Every now and then she would start shrieking. Once she started she just… Didn’t stop. She would walk the length of the bus shrieking directly in people’s faces. This happened about a dozen times before I just started getting off the bus if I saw her. I would rather walk 30 minutes then have to put up with her.
I’m my country the transit system won’t ban anyone because it is considered excessive punishment for the extremely poor.
As a result, transit just sucks for everyone.
Behavior that is anti-social should be unacceptable. We’re so afraid of placing limits on anyone that the most unstable/unwell place limits on the rest of us.
In the case of the woman I mentioned, she’s also a victim. There’s no proper support for her. She needs help too.
That’s illegal in Denmark, i have seen people do this kind of things sometimes and everytime they are kicked off the transport at next stop. And then they jump on at the next transport and kicked off again, this behavior have forced the public transport in the big cities to have guards on board the trains all the times.

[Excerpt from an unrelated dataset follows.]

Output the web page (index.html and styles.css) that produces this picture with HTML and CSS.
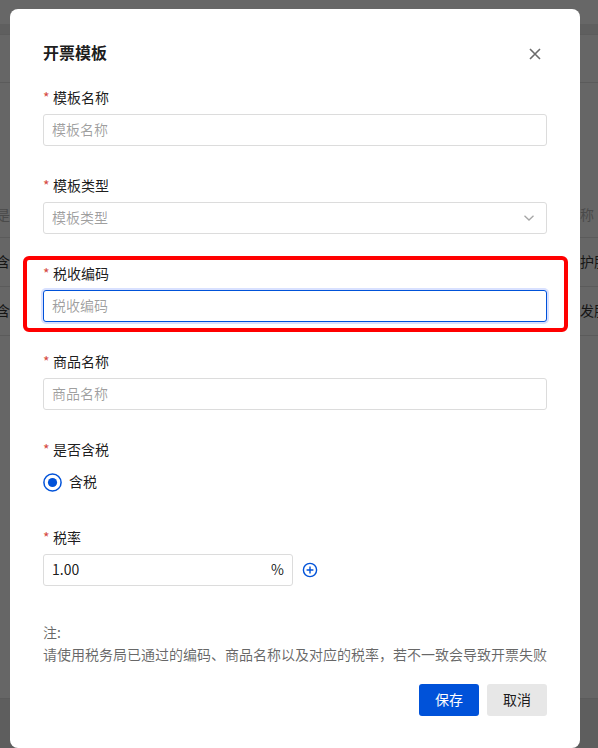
FILE: index.html
```html
<!DOCTYPE html>
<html lang="zh-CN">
<head>
<meta charset="utf-8">
<title>开票模板</title>
<link rel="stylesheet" href="styles.css">
</head>
<body>
<div class="page">
  <div class="bg-top"></div>
  <div class="bg-head"></div>
  <div class="bg-row h48"></div>
  <div class="bg-row h155"><span class="bg-l muted">是</span><span class="bg-r muted">称</span></div>
  <div class="bg-row h49"><span class="bg-l">含</span><span class="bg-r">护服</span></div>
  <div class="bg-row h49"><span class="bg-l">含</span><span class="bg-r">发服</span></div>
  <div class="bg-row h364"></div>
  <div class="bg-rest"></div>
</div>

<div class="dialog">
  <div class="dialog-header">
    <h2 class="dialog-title">开票模板</h2>
    <button class="dialog-close" aria-label="关闭">
      <svg width="12" height="12" viewBox="0 0 12 12"><path d="M1 1L11 11M11 1L1 11" stroke="#6b6b6b" stroke-width="1.6" fill="none"/></svg>
    </button>
  </div>

  <form class="form">
    <div class="form-item">
      <label class="form-label"><span class="req">*</span>模板名称</label>
      <div class="input"><span class="placeholder">模板名称</span></div>
    </div>

    <div class="form-item">
      <label class="form-label"><span class="req">*</span>模板类型</label>
      <div class="input select"><span class="placeholder">模板类型</span>
        <svg class="chevron" width="12" height="8" viewBox="0 0 12 8"><path d="M1.5 1.8L6 6L10.5 1.8" stroke="#a6a6a6" stroke-width="1.3" fill="none"/></svg>
      </div>
    </div>

    <div class="form-item highlighted">
      <label class="form-label"><span class="req">*</span>税收编码</label>
      <div class="input focused"><span class="placeholder">税收编码</span></div>
    </div>

    <div class="form-item">
      <label class="form-label"><span class="req">*</span>商品名称</label>
      <div class="input"><span class="placeholder">商品名称</span></div>
    </div>

    <div class="form-item">
      <label class="form-label"><span class="req">*</span>是否含税</label>
      <div class="radio-row">
        <span class="radio">
          <svg width="19" height="19" viewBox="0 0 19 19"><circle cx="9.5" cy="9.5" r="8.6" fill="#fff" stroke="#0052d9" stroke-width="1.5"/><circle cx="9.5" cy="9.5" r="4.6" fill="#0052d9"/></svg>
        </span>
        <span class="radio-label">含税</span>
      </div>
    </div>

    <div class="form-item last">
      <label class="form-label"><span class="req">*</span>税率</label>
      <div class="rate-row">
        <div class="input rate"><span class="value">1.00</span><span class="suffix">%</span></div>
        <svg class="add" width="16" height="16" viewBox="0 0 16 16"><circle cx="8" cy="8" r="6.6" fill="none" stroke="#0052d9" stroke-width="1.4"/><path d="M8 4.6V11.4M4.6 8H11.4" stroke="#0052d9" stroke-width="1.4"/></svg>
      </div>
    </div>
  </form>

  <div class="note">
    <p>注:</p>
    <p>请使用税务局已通过的编码、商品名称以及对应的税率，若不一致会导致开票失败</p>
  </div>

  <div class="dialog-footer">
    <button class="btn primary">保存</button>
    <button class="btn secondary">取消</button>
  </div>
</div>
</body>
</html>
```

FILE: styles.css
```css
* { box-sizing: border-box; }
html, body {
  margin: 0;
  padding: 0;
  width: 598px;
  height: 748px;
  overflow: hidden;
  font-family: "Noto Sans CJK SC", "Microsoft YaHei", sans-serif;
  font-size: 14px;
  color: rgba(0,0,0,.9);
}

/* dimmed page behind the dialog */
.page {
  display: flex;
  flex-direction: column;
  height: 748px;
  background: #666;
}
.bg-top { height: 24px; background: #676767; flex: none; }
.bg-head { height: 11px; background: #5f5f5f; flex: none; border-bottom: 1px solid #5c5c5c; }
.bg-row {
  flex: none;
  display: flex;
  justify-content: space-between;
  align-items: flex-end;
  border-bottom: 1px solid #5b5b5b;
  color: #151515;
  font-size: 14px;
  line-height: 20px;
}
.h48 { height: 48px; }
.h155 { height: 155px; padding-bottom: 13px; }
.h49 { height: 49px; padding-bottom: 15px; }
.h364 { height: 363px; }
.bg-rest { flex: 1; background: #5e5e5e; }
.bg-l { margin-left: -4px; }
.bg-r { width: 18px; overflow: hidden; white-space: nowrap; }
.muted { color: #4a4a4a; }

/* dialog */
.dialog {
  position: fixed;
  left: 10px;
  top: 9px;
  width: 570px;
  background: #fff;
  border-radius: 8px;
  padding: 32px 33px 32px;
}
.dialog-header {
  display: flex;
  justify-content: space-between;
  align-items: center;
  height: 24px;
}
.dialog-title {
  margin: 0;
  font-size: 16px;
  line-height: 22px;
  height: 24px;
  font-weight: 700;
  color: rgba(0,0,0,.9);
}
.dialog-close {
  width: 24px;
  height: 24px;
  border: 0;
  padding: 0;
  background: transparent;
  display: flex;
  align-items: center;
  justify-content: center;
  margin-top: 2px;
}

.form { margin-top: 21px; }
.form-item { margin-bottom: 28px; position: relative; }
.form-item.last { margin-bottom: 35px; }
.form-label {
  display: block;
  line-height: 22px;
  height: 24px;
  margin-bottom: 4px;
  font-size: 14px;
  color: rgba(0,0,0,.9);
}
.req {
  display: inline-block;
  width: 10px;
  color: #d54941;
}

.input {
  height: 32px;
  border: 1px solid #dcdcdc;
  border-radius: 3px;
  padding: 0 8px 2px;
  display: flex;
  align-items: center;
  background: #fff;
  line-height: 22px;
}
.placeholder { color: rgba(0,0,0,.38); }
.select { justify-content: space-between; padding-right: 11px; }
.chevron { display: block; margin-top: 2px; }
.input.focused {
  border-color: #0052d9;
  box-shadow: 0 0 0 2px #d9e1ff;
}

.highlighted::before {
  content: "";
  position: absolute;
  left: -20px;
  right: -21px;
  top: -6px;
  bottom: -10px;
  border: 4px solid #f00;
  border-radius: 6px;
  pointer-events: none;
}

.radio-row {
  height: 32px;
  display: flex;
  align-items: center;
}
.radio { display: flex; width: 19px; height: 19px; }
.radio-label { margin-left: 7px; line-height: 22px; padding-bottom: 2px; }

.rate-row {
  display: flex;
  align-items: center;
}
.input.rate {
  width: 250px;
  justify-content: space-between;
}
.value { color: rgba(0,0,0,.9); }
.suffix { color: rgba(0,0,0,.9); }
.add { margin-left: 9px; display: block; }

.note {
  color: rgba(0,0,0,.6);
  font-size: 14px;
  line-height: 22px;
}
.note p { margin: 0; white-space: nowrap; }

.dialog-footer {
  margin-top: 19px;
  display: flex;
  justify-content: flex-end;
  gap: 8px;
}
.btn {
  width: 60px;
  height: 32px;
  border: 0;
  border-radius: 3px;
  font-family: inherit;
  font-size: 14px;
  line-height: 22px;
  padding: 0 0 2px;
}
.primary { background: #0052d9; color: #fff; }
.secondary { background: #e7e7e7; color: rgba(0,0,0,.9); }
```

Honestly, these days I feel like it’s hard to claim that driving is “safer”. It feels safer enclosed in your metal box, except for all the other high speed low-intelligence high-rage boxes driving around near you.
I can also respect the frustration of finding crazies on public transit, and won’t try to spin that as a positive - but to me, it speaks towards visibility of the world around you, and willingness to exist in it and change society when it’s broken. It’s like the lords in their manors that “cannot fathom consorting with all that plebeian filth”.
I’m biased. I’m a tall guy, and I’ve had an incident having to stare down a homeless guy that was spewing Asian hate to a poor Korean guy on the train. I’ll keep taking those trains, claim them for the reasonable people.
Yes, but context matters. Nobody is taking a train up the street to get groceries. And using a car (or a huge ass truck) for that is often overkill.
Bikes FTW!
I’m struggling with this average vs potential. If I stand on a 3.5m wide sidewalk on average I’m going to see 15,000 people pass me by? And there is no room for potential improvement as the sidewalks are completely full on average? And how are we figuring cars can potentially be improved by 33%? Are all cars 3/4ths full already?
I’m very pro public transit, I’m just unclear what is being shown in this chart.
They’re showing capacity, i.e., a 3.5m sidewalk can move about 15k people per direction per hour. I’m guessing there’s leeway for cars depending on intersection types/design, speed, etc., whereas there is much less variation in average speed for pedestrians.
Average should be a measured real world quantity. A max theoretical value should never be average unless it’s literally always at the max… on average.
The wording on the chart isn’t the best, but I’m presuming they mean average capacity, not average ridership, because every city and every system will have its own factors that can impact the specific capacity of their transit modes. E.g., one system may have double-decker suburban rail vs another’s single-decker, or one system may have articulated buses vs another’s non-articulated. These differences would result in differing capacities, but the purpose of the chart is to show a ballpark number for what the typical capacity of a 3.5m corridor of each type would be, based on averaging system capacities in presumably many different cities.